▶ [What the task requires] Give a verbatim copy of the lines below, minus the pictures.

▶ [Data block]
******************************

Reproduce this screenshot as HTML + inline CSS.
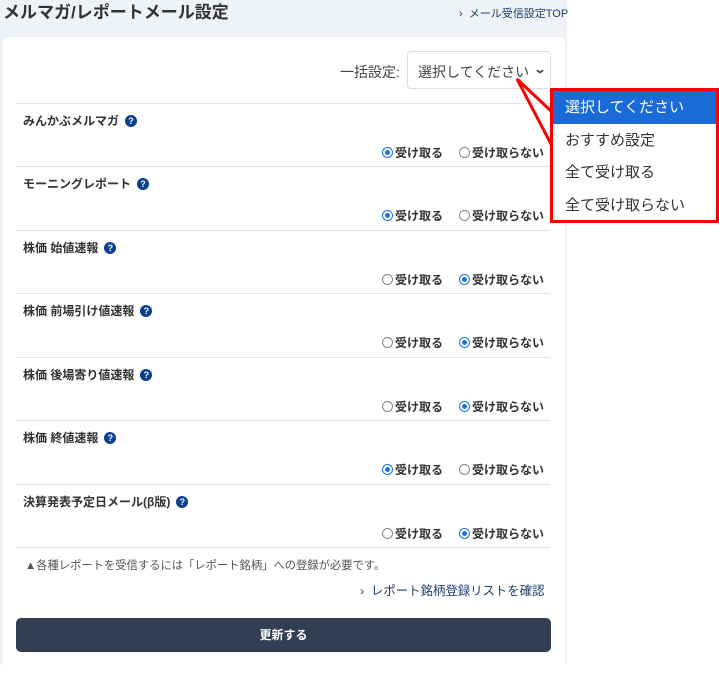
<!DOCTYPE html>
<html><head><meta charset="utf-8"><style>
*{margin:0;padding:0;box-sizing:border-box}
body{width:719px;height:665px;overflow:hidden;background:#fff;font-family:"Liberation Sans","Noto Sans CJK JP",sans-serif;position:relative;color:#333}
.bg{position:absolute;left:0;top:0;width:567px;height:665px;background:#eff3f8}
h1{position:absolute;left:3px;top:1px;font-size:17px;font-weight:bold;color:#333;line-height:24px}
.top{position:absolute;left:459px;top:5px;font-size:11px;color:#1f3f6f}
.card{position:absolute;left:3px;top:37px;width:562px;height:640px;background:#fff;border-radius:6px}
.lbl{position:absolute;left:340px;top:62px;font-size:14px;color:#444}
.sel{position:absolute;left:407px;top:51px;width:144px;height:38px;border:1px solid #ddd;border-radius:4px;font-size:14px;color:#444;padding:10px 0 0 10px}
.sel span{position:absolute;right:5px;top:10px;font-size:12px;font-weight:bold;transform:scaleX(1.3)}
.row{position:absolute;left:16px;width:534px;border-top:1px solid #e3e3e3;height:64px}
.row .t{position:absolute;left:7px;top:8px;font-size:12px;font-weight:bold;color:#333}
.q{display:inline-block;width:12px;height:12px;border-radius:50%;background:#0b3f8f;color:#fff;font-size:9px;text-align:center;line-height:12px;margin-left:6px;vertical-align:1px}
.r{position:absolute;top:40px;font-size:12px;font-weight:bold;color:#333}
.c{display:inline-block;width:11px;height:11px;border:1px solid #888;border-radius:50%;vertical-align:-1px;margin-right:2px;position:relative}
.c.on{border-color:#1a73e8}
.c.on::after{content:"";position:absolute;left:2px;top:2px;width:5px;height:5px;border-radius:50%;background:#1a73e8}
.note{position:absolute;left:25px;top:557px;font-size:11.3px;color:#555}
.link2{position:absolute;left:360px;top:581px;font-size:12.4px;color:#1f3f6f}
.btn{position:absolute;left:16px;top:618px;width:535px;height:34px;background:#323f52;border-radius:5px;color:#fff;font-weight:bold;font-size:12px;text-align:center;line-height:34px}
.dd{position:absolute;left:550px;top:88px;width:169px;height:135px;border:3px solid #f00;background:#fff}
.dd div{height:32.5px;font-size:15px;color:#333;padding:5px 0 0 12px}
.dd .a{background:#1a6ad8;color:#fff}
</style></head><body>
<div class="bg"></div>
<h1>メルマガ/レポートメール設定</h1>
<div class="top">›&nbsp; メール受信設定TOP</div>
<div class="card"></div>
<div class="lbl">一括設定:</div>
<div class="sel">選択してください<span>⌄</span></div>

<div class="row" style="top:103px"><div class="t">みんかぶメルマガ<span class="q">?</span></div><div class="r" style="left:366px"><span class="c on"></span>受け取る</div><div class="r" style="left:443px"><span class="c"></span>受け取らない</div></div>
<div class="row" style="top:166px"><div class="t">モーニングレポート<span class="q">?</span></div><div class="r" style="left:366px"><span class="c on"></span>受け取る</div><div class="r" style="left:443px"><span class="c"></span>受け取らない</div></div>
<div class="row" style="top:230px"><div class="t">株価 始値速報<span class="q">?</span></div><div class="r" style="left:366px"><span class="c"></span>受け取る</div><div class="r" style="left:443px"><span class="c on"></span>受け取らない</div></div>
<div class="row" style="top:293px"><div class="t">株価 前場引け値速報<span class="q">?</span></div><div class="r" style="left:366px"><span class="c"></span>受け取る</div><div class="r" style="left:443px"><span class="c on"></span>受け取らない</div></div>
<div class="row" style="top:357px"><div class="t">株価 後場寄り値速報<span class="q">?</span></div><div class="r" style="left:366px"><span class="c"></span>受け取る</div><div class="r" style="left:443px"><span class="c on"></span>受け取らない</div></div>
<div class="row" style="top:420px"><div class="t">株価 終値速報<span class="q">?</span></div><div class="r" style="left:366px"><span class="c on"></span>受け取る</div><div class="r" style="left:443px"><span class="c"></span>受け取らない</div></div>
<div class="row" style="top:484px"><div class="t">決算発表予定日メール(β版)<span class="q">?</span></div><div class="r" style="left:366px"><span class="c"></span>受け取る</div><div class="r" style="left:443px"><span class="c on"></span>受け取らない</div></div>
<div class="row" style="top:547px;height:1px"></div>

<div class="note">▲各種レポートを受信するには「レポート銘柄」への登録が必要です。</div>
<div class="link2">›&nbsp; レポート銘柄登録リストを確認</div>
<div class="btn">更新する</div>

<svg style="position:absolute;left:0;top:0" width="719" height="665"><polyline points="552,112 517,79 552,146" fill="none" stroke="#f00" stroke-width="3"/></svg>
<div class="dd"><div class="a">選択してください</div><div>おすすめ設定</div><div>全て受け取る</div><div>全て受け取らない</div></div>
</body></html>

******************************

▶ [Response to the task]
Reproduce this screenshot as HTML + inline CSS.
<!DOCTYPE html>
<html><head><meta charset="utf-8"><style>
*{margin:0;padding:0;box-sizing:border-box}
body{width:719px;height:665px;overflow:hidden;background:#fff;font-family:"Liberation Sans","Noto Sans CJK JP",sans-serif;position:relative;color:#333}
.bg{position:absolute;left:0;top:0;width:567px;height:665px;background:#eff3f8}
h1{position:absolute;left:3px;top:1px;font-size:17px;font-weight:bold;color:#333;line-height:24px}
.top{position:absolute;left:459px;top:5px;font-size:11px;color:#1f3f6f}
.card{position:absolute;left:3px;top:37px;width:562px;height:640px;background:#fff;border-radius:6px}
.lbl{position:absolute;left:340px;top:62px;font-size:14px;color:#444}
.sel{position:absolute;left:407px;top:51px;width:144px;height:38px;border:1px solid #ddd;border-radius:4px;font-size:14px;color:#444;padding:10px 0 0 10px}
.sel span{position:absolute;right:5px;top:10px;font-size:12px;font-weight:bold;transform:scaleX(1.3)}
.row{position:absolute;left:16px;width:534px;border-top:1px solid #e3e3e3;height:64px}
.row .t{position:absolute;left:7px;top:8px;font-size:12px;font-weight:bold;color:#333}
.q{display:inline-block;width:12px;height:12px;border-radius:50%;background:#0b3f8f;color:#fff;font-size:9px;text-align:center;line-height:12px;margin-left:6px;vertical-align:1px}
.r{position:absolute;top:40px;font-size:12px;font-weight:bold;color:#333}
.c{display:inline-block;width:11px;height:11px;border:1px solid #888;border-radius:50%;vertical-align:-1px;margin-right:2px;position:relative}
.c.on{border-color:#1a73e8}
.c.on::after{content:"";position:absolute;left:2px;top:2px;width:5px;height:5px;border-radius:50%;background:#1a73e8}
.note{position:absolute;left:25px;top:557px;font-size:11.3px;color:#555}
.link2{position:absolute;left:360px;top:581px;font-size:12.4px;color:#1f3f6f}
.btn{position:absolute;left:16px;top:618px;width:535px;height:34px;background:#323f52;border-radius:5px;color:#fff;font-weight:bold;font-size:12px;text-align:center;line-height:34px}
.dd{position:absolute;left:550px;top:88px;width:169px;height:135px;border:3px solid #f00;background:#fff}
.dd div{height:32.5px;font-size:15px;color:#333;padding:5px 0 0 12px}
.dd .a{background:#1a6ad8;color:#fff}
</style></head><body>
<div class="bg"></div>
<h1>メルマガ/レポートメール設定</h1>
<div class="top">›&nbsp; メール受信設定TOP</div>
<div class="card"></div>
<div class="lbl">一括設定:</div>
<div class="sel">選択してください<span>⌄</span></div>

<div class="row" style="top:103px"><div class="t">みんかぶメルマガ<span class="q">?</span></div><div class="r" style="left:366px"><span class="c on"></span>受け取る</div><div class="r" style="left:443px"><span class="c"></span>受け取らない</div></div>
<div class="row" style="top:166px"><div class="t">モーニングレポート<span class="q">?</span></div><div class="r" style="left:366px"><span class="c on"></span>受け取る</div><div class="r" style="left:443px"><span class="c"></span>受け取らない</div></div>
<div class="row" style="top:230px"><div class="t">株価 始値速報<span class="q">?</span></div><div class="r" style="left:366px"><span class="c"></span>受け取る</div><div class="r" style="left:443px"><span class="c on"></span>受け取らない</div></div>
<div class="row" style="top:293px"><div class="t">株価 前場引け値速報<span class="q">?</span></div><div class="r" style="left:366px"><span class="c"></span>受け取る</div><div class="r" style="left:443px"><span class="c on"></span>受け取らない</div></div>
<div class="row" style="top:357px"><div class="t">株価 後場寄り値速報<span class="q">?</span></div><div class="r" style="left:366px"><span class="c"></span>受け取る</div><div class="r" style="left:443px"><span class="c on"></span>受け取らない</div></div>
<div class="row" style="top:420px"><div class="t">株価 終値速報<span class="q">?</span></div><div class="r" style="left:366px"><span class="c on"></span>受け取る</div><div class="r" style="left:443px"><span class="c"></span>受け取らない</div></div>
<div class="row" style="top:484px"><div class="t">決算発表予定日メール(β版)<span class="q">?</span></div><div class="r" style="left:366px"><span class="c"></span>受け取る</div><div class="r" style="left:443px"><span class="c on"></span>受け取らない</div></div>
<div class="row" style="top:547px;height:1px"></div>

<div class="note">▲各種レポートを受信するには「レポート銘柄」への登録が必要です。</div>
<div class="link2">›&nbsp; レポート銘柄登録リストを確認</div>
<div class="btn">更新する</div>

<svg style="position:absolute;left:0;top:0" width="719" height="665"><polyline points="552,112 517,79 552,146" fill="none" stroke="#f00" stroke-width="3"/></svg>
<div class="dd"><div class="a">選択してください</div><div>おすすめ設定</div><div>全て受け取る</div><div>全て受け取らない</div></div>
</body></html>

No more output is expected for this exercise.